Of all the lines in the data below, how many contain "index"? Report that number alone.

▶ _Supplied data_
** start **
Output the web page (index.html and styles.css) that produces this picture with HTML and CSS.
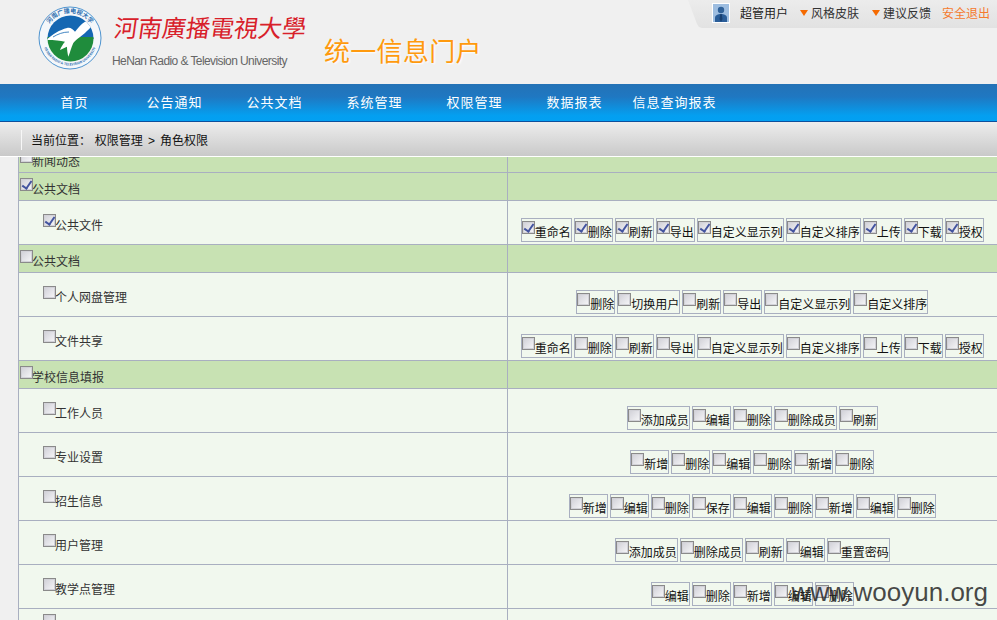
FILE: index.html
```html
<!DOCTYPE html>
<html lang="zh-CN">
<head>
<meta charset="utf-8">
<title>统一信息门户</title>
<link rel="stylesheet" href="styles.css">
</head>
<body>
<header class="top">
  <svg class="logo" viewBox="0 0 64 64" width="64" height="64" aria-label="校徽">
    <defs>
      <path id="arcTop" d="M7 32a25 25 0 0 1 50 0"/>
      <path id="arcBottom" d="M4.500 32a27.500 27.500 0 0 0 55 0"/>
      <clipPath id="inner"><circle cx="32.500" cy="32.500" r="23"/></clipPath>
    </defs>
    <circle cx="32" cy="32" r="31" fill="#f4f7fa" stroke="#4f94cf" stroke-width="1"/>
    <text class="logo-ring" font-size="6" fill="#2e6fb0"><textPath href="#arcTop" startOffset="50%" text-anchor="middle">河南广播电视大学</textPath></text>
    <text class="logo-ring" font-size="3.300" fill="#2e6fb0"><textPath href="#arcBottom" startOffset="50%" text-anchor="middle">HENAN RADIO &amp; TELEVISION UNIVERSITY</textPath></text>
    <g clip-path="url(#inner)">
      <rect x="9" y="9" width="47" height="24" fill="#1467b2"/>
      <rect x="9" y="31" width="47" height="26" fill="#1f8c3c"/>
      <path d="M8 34C14 29 21 24 29 22C32 21 35 23 37 25.700C40 22 43 18 47 15.700C50 15 53 16 55 19C52 22 49 25 47 27L42 31C39 33 37 35 35.300 37C33 42 32 47 30.300 50.700C29.500 47 29 44 29 40.700L22 44C23 41 25 38 27 35.700C22 34.500 16 34 8 34Z" fill="#fff"/>
      <path d="M15 31C20 28 25 26 31 26" fill="none" stroke="#1467b2" stroke-width=".8"/>
    </g>
  </svg>
  <div class="brand">
    <div class="brand-cn">河南廣播電視大學</div>
    <div class="brand-en">HeNan Radio &amp; Television University</div>
  </div>
  <div class="portal">统一信息门户</div>
  <div class="usertab">
    <svg class="avatar" viewBox="0 0 18 20" width="18" height="20">
      <rect width="18" height="20" fill="#fff"/>
      <rect x="1" y="1" width="16" height="18" fill="#9dbde0"/>
      <circle cx="9" cy="7" r="3.200" fill="#2f6199"/>
      <path d="M3 19v-4c0-3 3-4 6-4s6 1 6 4v4z" fill="#2a5d98"/>
      <path d="M8.300 11h1.400l.8 5-1.500 3-1.500-3z" fill="#173f70"/>
    </svg>
    <span class="user">超管用户</span>
    <span class="tri"></span><span class="tlink">风格皮肤</span>
    <span class="tri"></span><span class="tlink">建议反馈</span>
    <span class="logout">安全退出</span>
  </div>
</header>
<nav class="nav">
  <a>首页</a><a>公告通知</a><a>公共文档</a><a>系统管理</a><a>权限管理</a><a>数据报表</a><a>信息查询报表</a>
</nav>
<div class="crumb"><span class="crumb-text">当前位置： 权限管理 <i>&gt;</i> 角色权限</span></div>
<main class="main">
<table class="perm">
<tbody>
<tr class="group"><td class="name"><label class="item"><input type="checkbox" class="cb">新闻动态</label></td><td class="acts"></td></tr>

<tr class="group"><td class="name"><label class="item"><input type="checkbox" class="cb" checked>公共文档</label></td><td class="acts"></td></tr>
<tr class="child"><td class="name"><label class="item"><input type="checkbox" class="cb" checked>公共文件</label></td><td class="acts"><div class="opts">
<label class="opt"><input type="checkbox" class="cb" checked>重命名</label><label class="opt"><input type="checkbox" class="cb" checked>删除</label><label class="opt"><input type="checkbox" class="cb" checked>刷新</label><label class="opt"><input type="checkbox" class="cb" checked>导出</label><label class="opt"><input type="checkbox" class="cb" checked>自定义显示列</label><label class="opt"><input type="checkbox" class="cb" checked>自定义排序</label><label class="opt"><input type="checkbox" class="cb" checked>上传</label><label class="opt"><input type="checkbox" class="cb" checked>下载</label><label class="opt"><input type="checkbox" class="cb" checked>授权</label>
</div></td></tr>

<tr class="group"><td class="name"><label class="item"><input type="checkbox" class="cb">公共文档</label></td><td class="acts"></td></tr>
<tr class="child"><td class="name"><label class="item"><input type="checkbox" class="cb">个人网盘管理</label></td><td class="acts"><div class="opts">
<label class="opt"><input type="checkbox" class="cb">删除</label><label class="opt"><input type="checkbox" class="cb">切换用户</label><label class="opt"><input type="checkbox" class="cb">刷新</label><label class="opt"><input type="checkbox" class="cb">导出</label><label class="opt"><input type="checkbox" class="cb">自定义显示列</label><label class="opt"><input type="checkbox" class="cb">自定义排序</label>
</div></td></tr>
<tr class="child"><td class="name"><label class="item"><input type="checkbox" class="cb">文件共享</label></td><td class="acts"><div class="opts">
<label class="opt"><input type="checkbox" class="cb">重命名</label><label class="opt"><input type="checkbox" class="cb">删除</label><label class="opt"><input type="checkbox" class="cb">刷新</label><label class="opt"><input type="checkbox" class="cb">导出</label><label class="opt"><input type="checkbox" class="cb">自定义显示列</label><label class="opt"><input type="checkbox" class="cb">自定义排序</label><label class="opt"><input type="checkbox" class="cb">上传</label><label class="opt"><input type="checkbox" class="cb">下载</label><label class="opt"><input type="checkbox" class="cb">授权</label>
</div></td></tr>

<tr class="group"><td class="name"><label class="item"><input type="checkbox" class="cb">学校信息填报</label></td><td class="acts"></td></tr>
<tr class="child"><td class="name"><label class="item"><input type="checkbox" class="cb">工作人员</label></td><td class="acts"><div class="opts">
<label class="opt"><input type="checkbox" class="cb">添加成员</label><label class="opt"><input type="checkbox" class="cb">编辑</label><label class="opt"><input type="checkbox" class="cb">删除</label><label class="opt"><input type="checkbox" class="cb">删除成员</label><label class="opt"><input type="checkbox" class="cb">刷新</label>
</div></td></tr>
<tr class="child"><td class="name"><label class="item"><input type="checkbox" class="cb">专业设置</label></td><td class="acts"><div class="opts">
<label class="opt"><input type="checkbox" class="cb">新增</label><label class="opt"><input type="checkbox" class="cb">删除</label><label class="opt"><input type="checkbox" class="cb">编辑</label><label class="opt"><input type="checkbox" class="cb">删除</label><label class="opt"><input type="checkbox" class="cb">新增</label><label class="opt"><input type="checkbox" class="cb">删除</label>
</div></td></tr>
<tr class="child"><td class="name"><label class="item"><input type="checkbox" class="cb">招生信息</label></td><td class="acts"><div class="opts">
<label class="opt"><input type="checkbox" class="cb">新增</label><label class="opt"><input type="checkbox" class="cb">编辑</label><label class="opt"><input type="checkbox" class="cb">删除</label><label class="opt"><input type="checkbox" class="cb">保存</label><label class="opt"><input type="checkbox" class="cb">编辑</label><label class="opt"><input type="checkbox" class="cb">删除</label><label class="opt"><input type="checkbox" class="cb">新增</label><label class="opt"><input type="checkbox" class="cb">编辑</label><label class="opt"><input type="checkbox" class="cb">删除</label>
</div></td></tr>
<tr class="child"><td class="name"><label class="item"><input type="checkbox" class="cb">用户管理</label></td><td class="acts"><div class="opts">
<label class="opt"><input type="checkbox" class="cb">添加成员</label><label class="opt"><input type="checkbox" class="cb">删除成员</label><label class="opt"><input type="checkbox" class="cb">刷新</label><label class="opt"><input type="checkbox" class="cb">编辑</label><label class="opt"><input type="checkbox" class="cb">重置密码</label>
</div></td></tr>
<tr class="child"><td class="name"><label class="item"><input type="checkbox" class="cb">教学点管理</label></td><td class="acts"><div class="opts">
<label class="opt"><input type="checkbox" class="cb">编辑</label><label class="opt"><input type="checkbox" class="cb">删除</label><label class="opt"><input type="checkbox" class="cb">新增</label><label class="opt"><input type="checkbox" class="cb">编辑</label><label class="opt"><input type="checkbox" class="cb">删除</label>
</div></td></tr>
<tr class="child tail"><td class="name"><label class="item"><input type="checkbox" class="cb"></label></td><td class="acts"></td></tr>
</tbody>
</table>
</main>
<div class="watermark">www.wooyun.org</div>
</body>
</html>
```
FILE: styles.css
```css
* { box-sizing: border-box; }
html, body { margin: 0; height: 100%; }
body {
  height: 620px;
  overflow: hidden;
  display: flex;
  flex-direction: column;
  font: 12px/12px "Noto Sans CJK SC", "Liberation Sans", sans-serif;
  color: #222;
  background: #f0f0f0;
}

/* header */
.top {
  flex: 0 0 84px;
  display: flex;
  align-items: flex-start;
  padding-left: 38px;
  background: #f0f0f0;
}
.logo { margin-top: 6px; flex: none; }
.logo-ring { font-family: "Noto Sans CJK SC", sans-serif; font-weight: 700; }
.brand { margin-left: 10px; width: 212px; flex: none; }
.brand-cn {
  margin-top: 9px;
  font-size: 24px;
  line-height: 36px;
  font-weight: 400;
  color: #d8202a;
  white-space: nowrap;
  transform: skewX(-8deg);
  transform-origin: left bottom;
}
.brand-en {
  margin-top: 9px;
  font: 12px/14px "Liberation Sans", sans-serif;
  letter-spacing: -.58px;
  color: #666;
  white-space: nowrap;
}
.portal {
  margin-top: 32px;
  font-size: 26px;
  line-height: 36px;
  letter-spacing: .3px;
  font-weight: 400;
  color: #ff9a0e;
  text-shadow: 1px 1px 2px #fff;
  white-space: nowrap;
  flex: none;
}
.usertab {
  margin-left: auto;
  flex: none;
  width: 309px;
  height: 28px;
  display: flex;
  align-items: center;
  padding: 0 0 2px 24px;
  color: #222;
  background: linear-gradient(#ececec, #e2e2e2);
  clip-path: polygon(0 0, 100% 0, 100% 100%, 14px 100%, 11px 27px, 9px 24px);
}
.avatar { flex: none; margin-right: 10px; }
.user { margin-right: 12px; }
.tri {
  width: 0;
  height: 0;
  margin-right: 3px;
  border: 4px solid transparent;
  border-top: 6px solid #f56a00;
  border-bottom: 0;
  flex: none;
}
.tlink { margin-right: 13px; color: #333; }
.logout { margin-left: -2px; color: #f57a2e; }

/* nav */
.nav {
  flex: 0 0 38px;
  display: flex;
  padding-left: 24.500px;
  background: linear-gradient(#2472b6 0, #1f78c2 35%, #049ff0 85%, #02a0f2 100%);
  border-bottom: 1px solid #0d4f9c;
}
.nav a {
  width: 100px;
  flex: none;
  text-align: center;
  color: #fff;
  font-size: 13px;
  line-height: 35px;
  letter-spacing: 1px;
  white-space: nowrap;
}

/* breadcrumb */
.crumb {
  flex: 0 0 34px;
  display: flex;
  align-items: center;
  padding-left: 21px;
  background: linear-gradient(#ededed, #c9c9c9);
}
.crumb-text {
  height: 20px;
  padding: 4px 0 0 9px;
  margin-top: 2px;
  border-left: 1px solid #f7f7f7;
  color: #111;
  white-space: pre;
  word-spacing: 1px;
}
.crumb-text i { font-style: normal; font-family: "Liberation Sans", sans-serif; margin: 0 1.500px; }

/* permission table */
.main {
  flex: 1;
  min-height: 0;
  overflow: hidden;
  padding-left: 18px;
  border-top: 1px solid #fff;
}
.perm {
  width: 979px;
  margin-top: -12px;
  table-layout: fixed;
  border-collapse: separate;
  border-spacing: 0;
}
.perm td {
  padding: 0;
  vertical-align: top;
  border-bottom: 1px solid #a9afc0;
}
.perm .name {
  width: 490px;
  border-left: 1px solid #a9afc0;
  border-right: 1px solid #a9afc0;
}
.group td { height: 28px; background: #c8e2b3; }
.child td { height: 44px; background: #f1f8ee; }

/* row labels: the text sits lower than its checkbox */
.item {
  display: flex;
  align-items: flex-start;
  padding: 10px 0 0 1px;
  color: #333;
  white-space: nowrap;
}
.item .cb { margin: -5px -1px 0 0; }
.child .item { padding: 18px 0 0 24px; }
.child .item .cb { margin-top: -5px; }
.tail .item { padding-top: 10px; }

.cb {
  appearance: none;
  position: relative;
  flex: none;
  width: 13px;
  height: 13px;
  margin: 0;
  border: 1px solid #8a8a8a;
  background: linear-gradient(135deg, #cfcfd6, #f7f7f9);
  box-shadow: inset 0 0 0 1px #d2d2d8;
}
.cb:checked::after {
  content: "";
  position: absolute;
  left: 3px;
  top: 0;
  width: 4px;
  height: 8px;
  border-right: 2px solid #43549f;
  border-bottom: 2px solid #43549f;
  transform: rotate(35deg);
}

/* permission options */
.opts {
  display: flex;
  justify-content: center;
  gap: 2px;
  padding: 17px .500px 0 0;
}
.opt {
  display: flex;
  align-items: flex-start;
  height: 24px;
  padding-top: 7px;
  border: 1px solid #a9afc0;
  color: #111;
  white-space: nowrap;
}
.opt .cb { margin-top: -5px; }

.watermark {
  position: absolute;
  right: 9px;
  top: 575px;
  font: 26px/34px "Liberation Sans", sans-serif;
  color: rgba(40, 40, 40, .85);
}
```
** end **
▶ _Finished answer_
2